Data sets in Hadoop is stored in HDFS. It is divided into blocks and stored across the data nodes in a Hadoop cluster. When a MapReduce job is executed against the dataset, the individual Mappers will process the blocks (input splits). When data is not available for Mapper in the same node, then data has to copied over the network from the data node that has data to the data node that is executing the Mapper task. This is known as a data locality.

Data locality in Hadoop is divided into three categories.

1. Data Local Data Locality

When data is located on the same node as the mapper working on the data, it is referred as data local data locality. In this case, the proximity of data is very near to computation. This is the most preferred scenario.

2. Intra-Rack Data Locality

It is always not possible to execute the Mapper on the same node as data due to resource constraints. In such cases, the Mapper is executed on another node within the same rack as the node that has data. It is referred as intra-rack data locality.

3. Inter-Rack Data Locality

It is always not possible to achieve data locality as well as intra-rack locality due to resource constraints. In such cases, we will execute the mapper on nodes on different racks, and the data is copied from the node that has data to the node executing mapper between racks. It is referred as inter-rack data locality. This is the least preferred scenario.

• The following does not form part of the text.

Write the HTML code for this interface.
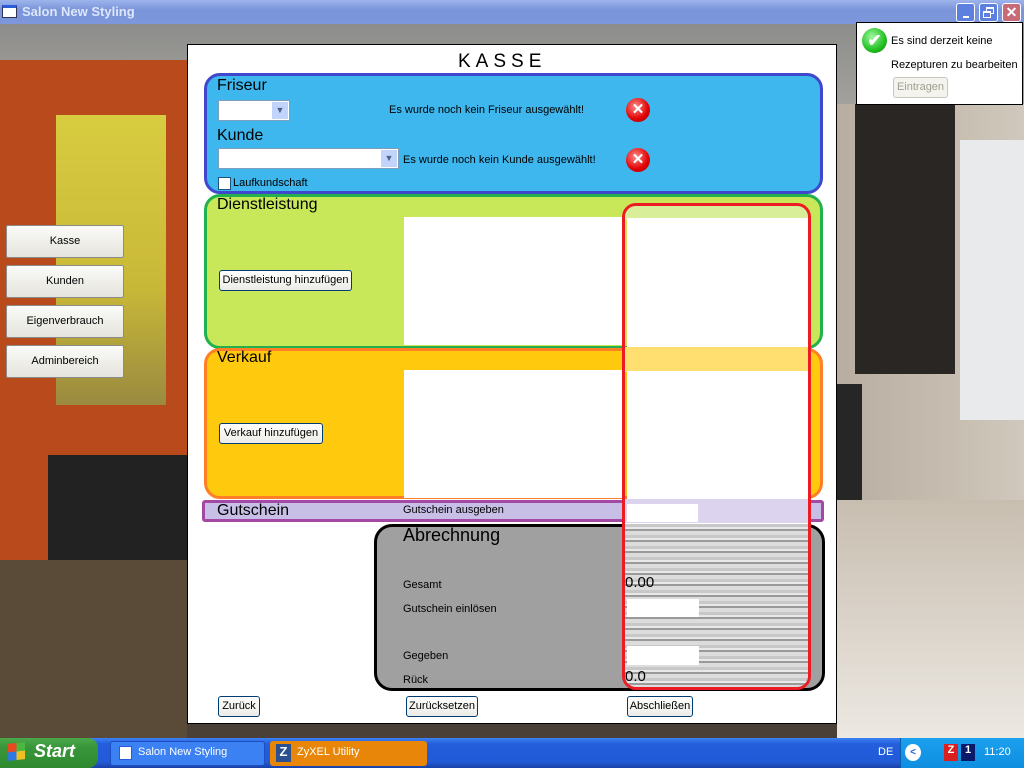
<!DOCTYPE html>
<html><head><meta charset="utf-8"><style>
*{margin:0;padding:0;box-sizing:border-box}
body{width:1024px;height:768px;overflow:hidden;position:relative;font-family:"Liberation Sans",sans-serif;font-size:11px;background:#8a7a6a}
.a{position:absolute;white-space:nowrap}
.btn{position:absolute;background:linear-gradient(#fff,#ecebe6);border:1px solid #003c74;border-radius:3px;font-size:11px;text-align:center;color:#000;white-space:nowrap}
.lb{position:absolute;left:6px;width:118px;height:33px;line-height:31px;background:linear-gradient(#fbfbf9,#e4e3dc);border:1px solid #8c8c8c;border-radius:2px;text-align:center;font-size:11px}
.h{position:absolute;font-size:16px;font-family:"Liberation Sans",sans-serif;color:#000;white-space:nowrap}
.wh{position:absolute;background:#fff}
.xi{position:absolute;width:24px;height:24px;border-radius:50%;background:radial-gradient(circle at 40% 35%,#ff8a8a,#e00000 60%,#a00000);color:#fff;font-weight:bold;font-size:15px;line-height:24px;text-align:center}
.noise{background:repeating-linear-gradient(#c8c8c8 0 3px,#e8e8e8 3px 5px,#9a9a9a 5px 7px,#dcdcdc 7px 11px)}
</style></head><body>
<div class="a" style="left:0;top:22px;width:1024px;height:150px;background:linear-gradient(#8c8c8a,#b5b2ac)"></div>
<div class="a" style="left:0;top:60px;width:190px;height:520px;background:#b84a1c"></div>
<div class="a" style="left:56px;top:115px;width:110px;height:290px;background:linear-gradient(#d8cc40,#c8b838 60%,#9a8a40)"></div>
<div class="a" style="left:48px;top:455px;width:140px;height:283px;background:#222"></div>
<div class="a" style="left:0;top:560px;width:190px;height:180px;background:#5a4a38"></div>
<div class="a" style="left:836px;top:104px;width:188px;height:400px;background:linear-gradient(90deg,#b8ada0,#d0c8bc)"></div>
<div class="a" style="left:855px;top:104px;width:100px;height:270px;background:#2a2624"></div>
<div class="a" style="left:960px;top:140px;width:64px;height:280px;background:#e8eaec"></div>
<div class="a" style="left:836px;top:384px;width:26px;height:170px;background:#262626"></div>
<div class="a" style="left:836px;top:500px;width:188px;height:238px;background:linear-gradient(#c8beb0,#ece8e2)"></div>
<div class="a" style="left:187px;top:723px;width:650px;height:15px;background:#4a4038"></div>
<div class="a" style="left:0;top:0;width:1024px;height:24px;background:linear-gradient(#9db4ec,#7b95da 40%,#7d96dc)"></div>
<div class="a" style="left:2px;top:5px;width:15px;height:13px;background:#fff;border:1px solid #335;border-top:3px solid #2b5bd8"></div>
<div class="a" style="left:22px;top:4px;color:#dde6fa;font-weight:bold;font-size:13px">Salon New Styling</div>
<div class="a" style="left:956px;top:3px;width:19px;height:19px;background:#5c7fe0;border:1px solid #fff;border-radius:3px"><div class="a" style="left:6px;top:12px;width:6px;height:2px;background:#fff"></div></div>
<div class="a" style="left:979px;top:3px;width:19px;height:19px;background:#5c7fe0;border:1px solid #fff;border-radius:3px"><div class="a" style="left:6px;top:3px;width:8px;height:7px;border:1px solid #fff;border-top-width:2px"></div><div class="a" style="left:3px;top:7px;width:8px;height:7px;border:1px solid #fff;border-top-width:2px;background:#5c7fe0"></div></div>
<div class="a" style="left:1002px;top:3px;width:19px;height:19px;background:#c86a78;border:1px solid #fff;border-radius:3px;color:#fff;font-size:14px;text-align:center;line-height:16px;font-weight:bold">✕</div>
<div class="a" style="left:856px;top:22px;width:167px;height:83px;background:#fff;border:1px solid #000"></div>
<div class="a" style="left:862px;top:28px;width:25px;height:25px;border-radius:50%;background:radial-gradient(circle at 40% 35%,#9ef79e,#22c022 60%,#0a8a0a);color:#fff;font-size:17px;text-align:center;line-height:25px;font-weight:bold">✔</div>
<div class="a" style="left:891px;top:35px">Es sind derzeit keine</div>
<div class="a" style="left:891px;top:59px">Rezepturen zu bearbeiten</div>
<div class="a" style="left:893px;top:77px;width:55px;height:21px;border:1px solid #c9c7ba;border-radius:3px;background:#f4f3ee;color:#a0a090;text-align:center;line-height:19px">Eintragen</div>
<div class="lb" style="top:225px">Kasse</div>
<div class="lb" style="top:265px">Kunden</div>
<div class="lb" style="top:305px">Eigenverbrauch</div>
<div class="lb" style="top:345px">Adminbereich</div>
<div class="a" style="left:187px;top:44px;width:650px;height:680px;background:#fff;border:1px solid #000"></div>
<div class="a" style="left:458px;top:51px;font-size:19px;letter-spacing:5px">KASSE</div>
<div class="a" style="left:204px;top:73px;width:619px;height:121px;background:#3db7ed;border:3px solid #3f48cc;border-radius:16px"></div>
<div class="h" style="left:217px;top:77px">Friseur</div>
<div class="a" style="left:218px;top:100px;width:72px;height:21px;background:#fff;border:1px solid #7f9db9"><div class="a" style="right:1px;top:1px;width:16px;height:17px;background:#c2d3fc;color:#4d6185;font-size:9px;text-align:center;line-height:17px">▼</div></div>
<div class="a" style="left:389px;top:104px">Es wurde noch kein Friseur ausgewählt!</div>
<div class="xi" style="left:626px;top:98px">✕</div>
<div class="h" style="left:217px;top:127px">Kunde</div>
<div class="a" style="left:218px;top:148px;width:181px;height:21px;background:#fff;border:1px solid #7f9db9"><div class="a" style="right:1px;top:1px;width:16px;height:17px;background:#c2d3fc;color:#4d6185;font-size:9px;text-align:center;line-height:17px">▼</div></div>
<div class="a" style="left:403px;top:154px">Es wurde noch kein Kunde ausgewählt!</div>
<div class="xi" style="left:626px;top:148px">✕</div>
<div class="a" style="left:218px;top:177px;width:13px;height:13px;background:#fff;border:1px solid #1c5180"></div>
<div class="a" style="left:233px;top:177px">Laufkundschaft</div>
<div class="a" style="left:204px;top:194px;width:619px;height:155px;background:#c8e85a;border:3px solid #22b14c;border-radius:16px"></div>
<div class="h" style="left:217px;top:196px">Dienstleistung</div>
<div class="wh" style="left:404px;top:217px;width:218px;height:128px"></div>
<div class="btn" style="left:219px;top:270px;width:133px;height:21px;line-height:19px">Dienstleistung hinzufügen</div>
<div class="a" style="left:204px;top:348px;width:619px;height:151px;background:#ffc90e;border:3px solid #ff7f27;border-radius:16px"></div>
<div class="h" style="left:217px;top:349px">Verkauf</div>
<div class="wh" style="left:404px;top:370px;width:218px;height:128px"></div>
<div class="btn" style="left:219px;top:423px;width:104px;height:21px;line-height:19px">Verkauf hinzufügen</div>
<div class="a" style="left:202px;top:500px;width:622px;height:22px;background:#c8bfe7;border:3px solid #a349a4;border-radius:3px"></div>
<div class="h" style="left:217px;top:502px">Gutschein</div>
<div class="a" style="left:403px;top:504px">Gutschein ausgeben</div>
<div class="a" style="left:374px;top:524px;width:451px;height:167px;background:#a0a0a0;border:3px solid #000;border-radius:18px"></div>
<div class="a" style="left:403px;top:525px;font-size:18px">Abrechnung</div>
<div class="a" style="left:403px;top:579px">Gesamt</div>
<div class="a" style="left:403px;top:603px">Gutschein einlösen</div>
<div class="a" style="left:403px;top:650px">Gegeben</div>
<div class="a" style="left:403px;top:674px">Rück</div>
<div class="a" style="left:622px;top:203px;width:189px;height:487px;border:3px solid #ed1c24;border-radius:14px;overflow:hidden">
 <div class="a" style="left:0;top:0;width:183px;height:14px;background:#d8ee98"></div>
 <div class="wh" style="left:2px;top:12px;width:181px;height:129px"></div>
 <div class="a" style="left:0;top:141px;width:183px;height:25px;background:#ffdf70"></div>
 <div class="wh" style="left:2px;top:165px;width:181px;height:128px"></div>
 <div class="a" style="left:0;top:293px;width:183px;height:24px;background:#dcd4ee"></div>
 <div class="wh" style="left:2px;top:298px;width:71px;height:18px"></div>
 <div class="a noise" style="left:0;top:318px;width:183px;height:170px"></div>
 <div class="wh" style="left:2px;top:393px;width:72px;height:18px"></div>
 <div class="wh" style="left:2px;top:440px;width:72px;height:19px"></div>
</div>
<div class="a" style="left:625px;top:574px;font-size:15px">0.00</div>
<div class="a" style="left:625px;top:668px;font-size:15px">0.0</div>
<div class="btn" style="left:218px;top:696px;width:42px;height:21px;line-height:19px">Zurück</div>
<div class="btn" style="left:406px;top:696px;width:72px;height:21px;line-height:19px">Zurücksetzen</div>
<div class="btn" style="left:627px;top:696px;width:66px;height:21px;line-height:19px">Abschließen</div>
<div class="a" style="left:0;top:738px;width:1024px;height:30px;background:linear-gradient(#3c81f3,#245edb 20%,#225ad8 80%,#1941a5)"></div>
<div class="a" style="left:0;top:738px;width:98px;height:30px;background:linear-gradient(#4aa84a,#3a963a 30%,#2f8a2f);border-radius:0 10px 10px 0"></div>
<div class="a" style="left:8px;top:743px;width:17px;height:17px;background:conic-gradient(#4ab840 0 25%,#f0c020 0 50%,#2a7ae0 0 75%,#e84a20 0);transform:skewY(-6deg)"></div>
<div class="a" style="left:34px;top:741px;color:#fff;font-size:18px;font-weight:bold;font-style:italic">Start</div>
<div class="a" style="left:110px;top:741px;width:155px;height:25px;background:#3c81f3;border-radius:3px;border:1px solid #1c50c0"></div>
<div class="a" style="left:119px;top:746px;width:13px;height:14px;background:#fff;border:1px solid #2b5bd8"></div>
<div class="a" style="left:138px;top:746px;color:#fff">Salon New Styling</div>
<div class="a" style="left:270px;top:741px;width:157px;height:25px;background:#e8860a;border-radius:3px"></div>
<div class="a" style="left:276px;top:744px;width:15px;height:18px;background:#2a5090;color:#fff;font-weight:bold;font-size:13px;text-align:center">Z</div>
<div class="a" style="left:297px;top:746px;color:#fff">ZyXEL Utility</div>
<div class="a" style="left:878px;top:746px;color:#fff">DE</div>
<div class="a" style="left:900px;top:738px;width:124px;height:30px;background:linear-gradient(#1aa0ee,#0f8ee0);border-left:1px solid #0a5ab0"></div>
<div class="a" style="left:905px;top:744px;width:16px;height:17px;border-radius:50%;background:#fff;color:#2060d0;font-size:10px;text-align:center;line-height:17px;font-weight:bold">&lt;</div>
<div class="a" style="left:944px;top:744px;width:14px;height:17px;background:#d82020;color:#fff;font-weight:bold;text-align:center">Z</div>
<div class="a" style="left:961px;top:744px;width:14px;height:17px;background:#0a1a6a;color:#fff;font-weight:bold;text-align:center">1</div>
<div class="a" style="left:984px;top:746px;color:#fff">11:20</div>
</body></html>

HBase Crash and Data Recovery


  • Whenever a Region Server fails, ZooKeeper notifies to the HMaster about the failure.
  • Then HMaster allocates the regions, WAL of crashed Region Server to many active Region Servers to recover the data of the MemStore.
  • Each Region Server re-executes the WAL to build the MemStore for that failed region's column family.

  • The data is written in chronological order (in a timely order) in WAL. So if we re-executed the WAL then it will be ease for recover and store the data in MemStore file.